The venture is the next step in the renovation of a new home for the Pawleys Island Child Development Center. It moved this summer from the former Parkersville School to a nearby building that has been a senior citizens center, magistrate’s office and sheriff’s office substation.
Refurbished with classes for ages 2 through 4 on the inside, volunteers are now sketching the details of a plan to cover the exterior with art. “We’re hoping the whole community will end up participating,” said Sharon Huber, one of the volunteers.
Participation, not decoration is the goal, said Lisa Rosof, a yoga instructor who volunteers at the center. She was on the playground one day when Ivy Green, who was teaching at the center, noticed Rosof’s T-shirt. It had an image around the hem of people holding hands. “We’re all in this together,” was the message.

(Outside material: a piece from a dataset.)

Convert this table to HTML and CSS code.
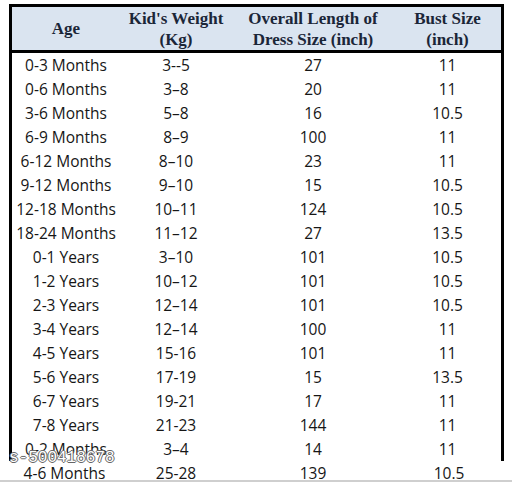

“I love that T-shirt,” Green told her. It should be on a mural planned for the new building, she said.
Lillian Reid, the center’s director, suggested Rosoff help with the mural. “I started collecting money for paint,” Rosoff said.
And she started sending e-mail and posts on social media. She heard from Huber and Richard Webb, an artist.
“We started playing with this thing,” Webb said. Pretty soon they had a mural covering an entire side of the building, at least in their mind’s eye. It wasn’t much of a stretch to cover the other three walls.
Rosof contacted the Philadelphia Mural Arts Project for advice. “I might need some help with this,” she decided.
Karen Yaniga was another contact. She offered to take care of the fundraising. And since they are raising money for murals, why not look for money to help improve the playground. “It’s very doable,” Yaniga said.
The center has space for 60 children, but 25 are enrolled, said Norman Reid, Lillian’s husband and chairman of the center’s board. “As people see the building and the artwork, people will say, ‘It’s a place to take my kids,’ ” Reid said.
The center’s board wants to make sure the neighboring churches and residents are comfortable with the idea, Reid said. “It’s not going to be something outrageous,” he said.
The volunteers, now calling themselves the Mural Arts Project, have solicited ideas from artists with local connections. Webb said it’s important that the finished project be art rather than illustration. “There’s a huge difference,” he said. He would also like to see children’s art included.
They plan to have a concept for the north side of the building, which is its main entrance, in time for an open house planned for Sept. 18. They want to have all four sides painted in time for an unveiling in mid-February.
“We have this gigantic, ambitious goal,” Rosof said.
So does Reid. Once the county moves its magistrates from the adjacent building, he’d like to use the space as a trade school for teens and adults.